Everyone got quite a bit of that, but Dinkins got a lifetimes worth, it seemed, every day. The jerk Drill Sergeants made everything as humiliating as possible and the others were never easy on him. As it went on for weeks I don't remember that many trainees gave him a hard time, just a few and just a bit that I saw, but I didn't ever feel any inclination to defend him, either. If I had I probably would have stifled the urge. I have never been brave and usually didn't even notice when the time for a bit of courage was called for in social situations until the moment has long passed.
I could go on with more examples of the physical and mental ordeal that Dinkins went through but I'll jump to the end. Somehow Dinkins passed all the physical tests required to go on rather than to another round of basic designed for those who failed first go-round. And, though I didn't recognize it at the time, he went through the entire ordeal with a quiet dignity.
The last day we spent in that unit before going on to our next training assignment, AIT for most, and at our last mess hall meal there, one of the Drill Sergeants called us to sitting attention and gave a short speech which I will try to describe in essence if not in exact quotes. He interrupted us about halfway though our meal and told us that he had been observing, for eight weeks, one of the strongest men he had known in his time in the army. If any of you demonstrate half the courage and character that this man has shown, he said, you will have a decent chance of being decent soldiers and coming home in one piece. The soldiers name is Dinkins [Maybe the first time one of them hadn't called him "Dinky"] and I am proud to have had him in my Platoon. Dinkins was glowing red in about a second. "The rest of you pussies sit at attention, look straight ahead, and shut the fuck up while Private Dinkins finishes his meal". The Drill Sergeant stood at parade rest until Dinkins, in a very short time, was finished. The Drill Sergeant then asked him if he wanted seconds. "NO, DRILL SERGEANT". "You are dismissed, good luck, soldier' He waited until Dinkins was out the door and then he said, "The rest of you pussies finish up on the double and get out of my sight".

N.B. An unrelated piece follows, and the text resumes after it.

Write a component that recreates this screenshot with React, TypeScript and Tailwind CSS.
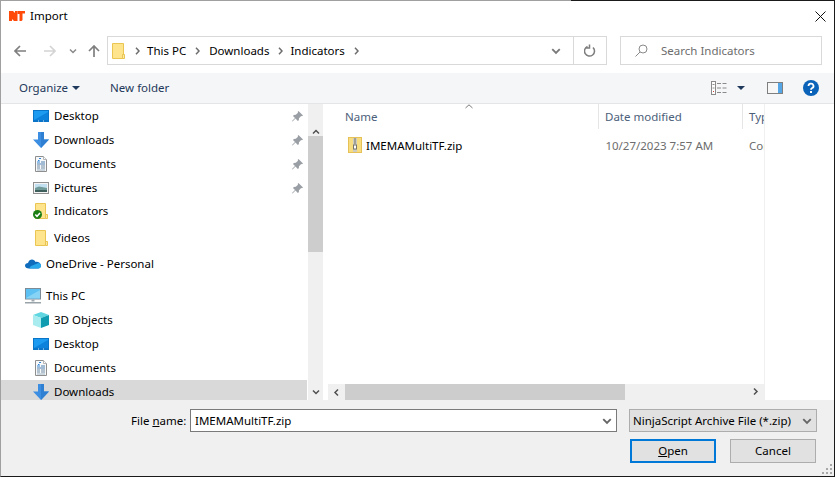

If I hadn't heard that short speech at the end of basic I might never have noticed the significance of the way had Dinkins handled his situation. I was pretty wrapped up in my own feelings, I guess. At least that is the only excuse I can come up with.
I hope Dinkins made it and I hope life gave Mr. Dinkins some good breaks to balance the extra load it had given him to carry. And, I thank him for the example he gave us and the Drill Sergeant who made sure we noticed.
by A Guy Called LULU on Fri, 05/11/2012 - 2:32pm
That's a powerful story and well told. I imagine, in that situation, with war breathing down your neck that you were in your own thoughts and that the others were too, and maybe even a little happy that Dinkins was there to take some of the heat off. It's hard enough in life to stop and try to consider what others are going through. When you've been conscripted to fight somebody else's war, the task must be Herculean.
by Michael Maiello on Fri, 05/11/2012 - 3:10pm
Very cool story, like Buddhist koan or Sufi tale. Or story of Job - why me?
In war often the weakest link is the most dangerous - people do die, and take others with them - anything you can do to pull up the last of the pack pays off. If the last becomes the first?
I imagine this technique was used often - eye opener & shock for the naturally endowed, inspiration for the laggards.